El dt te explica: “Estas lesionado”. Claro, la muleta y la bota te delatan. ¿Te fracturaste? Pregunta el ayudante.
En el estadio, el altoparlante anuncia que llegaste a la estación.
Bajas del subte, subís las escaleras, pero esta vez de forma lenta y pausada. Lógico, no queres salir de la cancha.
Llegas al último escalón.
Aunque sea en el plano de lo imaginario, volviste a jugar al fútbol.
Cenas, basas, series (GOT). En fin, compañía. “Uno es una relación social consigo mismo”. En momentos de soledad, cuando volvía el dolor, cuando no había sueño, cuando el techo era el único paisaje, aparecían ellos, los de las muletas imaginarias. Me imaginaba en esas situaciones, poniendo pausa para debatir con Lai sobre a quién le corresponde el trono de hierro y sobe el invierno que se acerca. Me imaginaba con A, K, Q y J de dominante. Me imaginaba el menú para los pibes el lunes a la noche. Me imaginaba escribiendo esto, y recuperando el diván sobre el cual me recuesto los jueves. Me imaginaba subiendo las eternas escaleras de la facultad mientras me burlaba del ascensor.
Me imaginaba jugando con mi hermano al Paddle un dobles y abrazándolo después de ganar un punto bien jugado. Me imaginaba yendo con mi viejo a la universidad mientras pensábamos en si bancar o no a Almirón (no somos muchos, no somos pocos, pero estamos todos locos) o intentando anticiparnos y descubrir en cada capítulo quien es el asesino, dependiendo de su trayectoria actoral. Me imaginaba el abrazo de mi vieja antes de dormir y sus sabias palabras, discutiendo después en la cocina si la tarta lleva huevo.

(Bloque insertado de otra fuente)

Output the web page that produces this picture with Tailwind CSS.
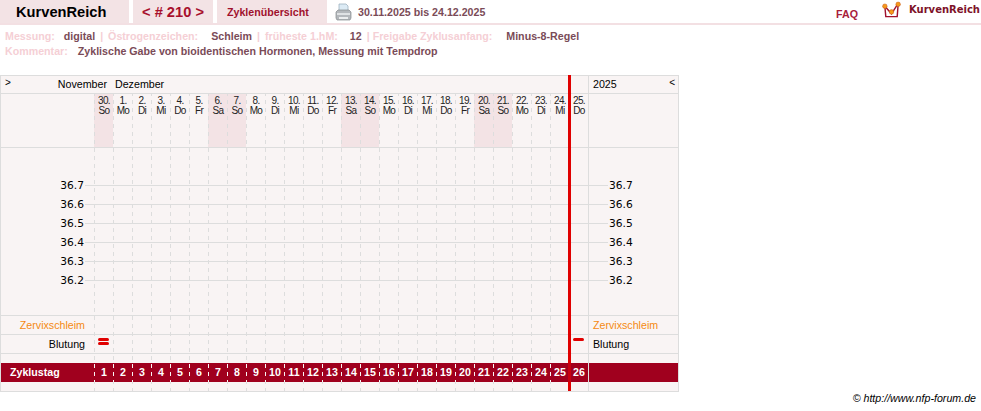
<!DOCTYPE html>
<html lang="de">
  <head>
    <meta charset="UTF-8" />
    <title>KurvenReich</title>
    <script src="https://cdn.jsdelivr.net/npm/@tailwindcss/browser@4"></script>
  </head>
  <body class="bg-white w-[981px] h-[411px] overflow-hidden relative font-['Liberation_Sans',Arial,sans-serif] text-[10.67px] leading-none">
    <!-- Kopfzeile -->
    <div class="flex h-[25px] border-b-2 border-[#f3e0e3] items-stretch">
      <div class="w-[129px] bg-[#f3e3e5] flex items-center pl-[16px] pt-[2px] font-bold text-[14.67px] text-black">KurvenReich</div>
      <div class="w-[80px] ml-[4px] bg-[#f3e3e5] flex items-center justify-center pt-[2px] font-bold text-[14.67px] text-[#a8102c]">&lt; # 210 &gt;</div>
      <div class="w-[110px] ml-[4px] bg-[#f3e3e5] flex items-center pl-[10px] pt-[2px] font-bold text-[#a0112d]">Zyklenübersicht</div>
      <svg class="ml-[8px] mt-[3px]" width="17" height="18" viewBox="0 0 17 18">
        <path d="M4 1h7l2 2v6H4z" fill="#dcebf5" stroke="#9fb2c0" stroke-width=".8" />
        <path d="M1 9l2-2h11l2 2v6l-1 2H2l-1-2z" fill="#b4b8bc" stroke="#85898e" stroke-width=".7" />
        <rect x="2" y="10" width="13" height="2" fill="#dfe2e4" />
        <rect x="4" y="14" width="9" height="2" fill="#eceeef" />
      </svg>
      <div class="ml-[6px] flex items-center pt-[2px] font-bold text-[#7a4b57]">30.11.2025 bis 24.12.2025</div>
      <div class="ml-auto mr-[24px] flex items-end pb-[3px] font-bold text-[#a8203a]">FAQ</div>
      <svg class="mt-[1px]" width="19" height="18" viewBox="0 0 20 18">
        <path d="M3 5l1 11h12l1-13" fill="none" stroke="#a0112d" stroke-width="1.5" />
        <path d="M3 5l7 8 7-11" fill="none" stroke="#a0112d" stroke-width="1.5" />
        <circle cx="3" cy="5" r="2.4" fill="#f59a1c" stroke="#c8551a" stroke-width=".5" />
        <circle cx="10" cy="11" r="2.4" fill="#f59a1c" stroke="#c8551a" stroke-width=".5" />
        <circle cx="17" cy="3" r="2.4" fill="#f59a1c" stroke="#c8551a" stroke-width=".5" />
      </svg>
      <div class="ml-[8px] mr-[1px] mt-[5px] font-['DejaVu_Sans'] font-bold text-[10px] text-[#7d1228]">KurvenReich</div>
    </div>

    <!-- Zyklusdaten -->
    <div class="pl-[5px] pt-[4px] font-bold text-[#f5cfd5] whitespace-nowrap">
      <div class="h-[15px] flex items-center">
        <span>Messung:</span><span class="ml-[9px] text-[#7a4b57]">digital</span>
        <span class="ml-[5px]">|</span><span class="ml-[5px]">Östrogenzeichen:</span><span class="ml-[13px] text-[#7a4b57]">Schleim</span>
        <span class="ml-[5px]">|</span><span class="ml-[5px]">früheste 1.hM:</span><span class="ml-[12px] text-[#7a4b57]">12</span>
        <span class="ml-[5px]">|</span><span class="ml-[3px]">Freigabe Zyklusanfang:</span><span class="ml-[14px] text-[#7a4b57]">Minus-8-Regel</span>
      </div>
      <div class="h-[15px] flex items-center">
        <span>Kommentar:</span><span class="ml-[10px] text-[#7a4b57]">Zyklische Gabe von bioidentischen Hormonen, Messung mit Tempdrop</span>
      </div>
    </div>

    <!-- Kurvenblatt -->
    <div class="absolute left-0 top-[75px] w-[679px] h-[317px] border border-[#dddddd] bg-[#f9f4f4] text-black">
      <div class="h-[18px] flex items-center border-b border-[#dddddd] relative">
        <span class="absolute left-[4px] top-[2px] text-[10px]">&gt;</span>
        <span class="w-[106px] text-right">November</span>
        <span class="ml-[8px]">Dezember</span>
        <div class="absolute left-[587px] top-0 bottom-0 border-l border-[#dddddd] pl-[4px] flex items-center w-[90px]">2025<span class="absolute right-[3px] top-[2px] text-[10px]">&lt;</span></div>
      </div>
      <div id="tage" class="h-[54px] flex border-b border-[#dddddd]"></div>
      <div class="h-[168px] relative border-b border-[#dddddd]">
        <div id="gitter" class="absolute inset-0 flex"></div>
        <div id="temp" class="absolute left-0 right-0 top-[28px]"></div>
      </div>
      <div class="h-[19px] flex border-b border-[#dddddd] text-[#f58a12]" data-zeile="Zervixschleim"></div>
      <div class="h-[19px] flex border-b border-[#dddddd] text-black relative" data-zeile="Blutung">
        <span class="absolute left-[97px] top-[3px] w-[11px] h-[3px] rounded-full bg-[#e00000]"></span>
        <span class="absolute left-[97px] top-[7px] w-[11px] h-[3px] rounded-full bg-[#e00000]"></span>
        <span class="absolute left-[572px] top-[3px] w-[11px] h-[3px] rounded-full bg-[#e00000]"></span>
      </div>
      <div class="h-[9px] flex" data-zeile=""></div>
      <div id="zyklustag" class="h-[19px] flex bg-[#a0001e] font-bold text-white"></div>
      <div class="h-[9px] flex" data-zeile=""></div>
      <div class="absolute left-[567px] top-[-1px] w-[3px] h-[316px] bg-[#e00000]">
        <div class="absolute left-0 right-0 top-[288px] h-[19px] bg-[#c80010]"></div>
      </div>
    </div>

    <div class="absolute right-[5px] top-[393px] italic text-black">© http://www.nfp-forum.de</div>

    <script>
      const tage = [["30.", "So"], ["1.", "Mo"], ["2.", "Di"], ["3.", "Mi"], ["4.", "Do"], ["5.", "Fr"], ["6.", "Sa"], ["7.", "So"], ["8.", "Mo"], ["9.", "Di"], ["10.", "Mi"], ["11.", "Do"], ["12.", "Fr"], ["13.", "Sa"], ["14.", "So"], ["15.", "Mo"], ["16.", "Di"], ["17.", "Mi"], ["18.", "Do"], ["19.", "Fr"], ["20.", "Sa"], ["21.", "So"], ["22.", "Mo"], ["23.", "Di"], ["24.", "Mi"], ["25.", "Do"]]

      // bg-fixed keeps the 4px dashes in phase from one row to the next
      const strich = '<div class="w-[1px] shrink-0 bg-fixed bg-[repeating-linear-gradient(to_bottom,transparent_0_4px,#dddddd_4px_8px)]"></div>'
      const strichHell = '<div class="w-[1px] shrink-0 bg-fixed bg-[repeating-linear-gradient(to_bottom,transparent_0_4px,#f9f4f4_4px_8px)]"></div>'

      const leer = '<div class="w-[93px] shrink-0"></div>'
      const spalte = `<div class="w-[19px] shrink-0 flex">${strich}</div>`
      const rest = '<div class="flex-1 border-l border-[#dddddd]"></div>'

      document.getElementById("tage").innerHTML = leer + tage.map(([tag, name]) => {
        const frei = name === "Sa" || name === "So"
        return `<div class="w-[19px] shrink-0 flex ${frei ? "bg-[#f3e3e5]" : ""}">${strich}<div class="w-[18px] text-center text-[10px] leading-[10px] tracking-[-0.6px] pt-[2px] text-[#222222]">${tag}<br />${name}</div></div>`
      }).join("") + rest

      document.getElementById("gitter").innerHTML = leer + tage.map(() => spalte).join("") + rest

      document.getElementById("temp").innerHTML = ["36.7", "36.6", "36.5", "36.4", "36.3", "36.2"].map(t => `
        <div class="h-[19px] flex items-center relative">
          <div class="absolute left-[84px] right-[68px] top-[9px] border-t border-[#dddddd]"></div>
          <span class="relative w-[83px] text-right pt-[1px] font-['DejaVu_Sans'] text-[10.67px] bg-[#f9f4f4]">${t}</span>
          <span class="absolute left-[607px] px-[1px] pt-[1px] font-['DejaVu_Sans'] text-[10.67px] bg-[#f9f4f4]">${t}</span>
        </div>`).join("")

      document.querySelectorAll("[data-zeile]").forEach(z => {
        const titel = z.dataset.zeile
        z.insertAdjacentHTML("afterbegin",
          `<div class="w-[93px] shrink-0 text-right pr-[9px] flex items-center justify-end">${titel}</div>` +
          tage.map(() => spalte).join("") +
          `<div class="flex-1 border-l border-[#dddddd] flex items-center pl-[4px]">${titel}</div>`)
      })

      document.getElementById("zyklustag").innerHTML =
        '<div class="w-[93px] shrink-0 pl-[9px] flex items-center">Zyklustag</div>' +
        tage.map((_, i) => `<div class="w-[19px] shrink-0 flex">${strichHell}<div class="w-[18px] flex items-center justify-center">${i + 1}</div></div>`).join("") +
        '<div class="flex-1 border-l border-[#dddddd]"></div>'
    </script>
  </body>
</html>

Pequeñas imaginaciones me hacen soñar. Me imaginaba tomándome el 132 una vez más pero esta vez para el parque Rivadavia, ese lugar, casi en la esquina de campichuelo, donde me invento que la vuelvo a ver.
Te aferras a todo esto y te das cuenta que hiciste el check in, presentaste la documentación,  embarcaste. Pasas la manga, y lo ves: un pájaro enorme.
Me imagino recuperando las alas, las turbinas, abrochándome el cinturón, despegando y aterrizando.
Me imagino volviendo a jugar al fútbol.

Me levanto con una sonrisa, miro el calendario y paso “volando”, avión.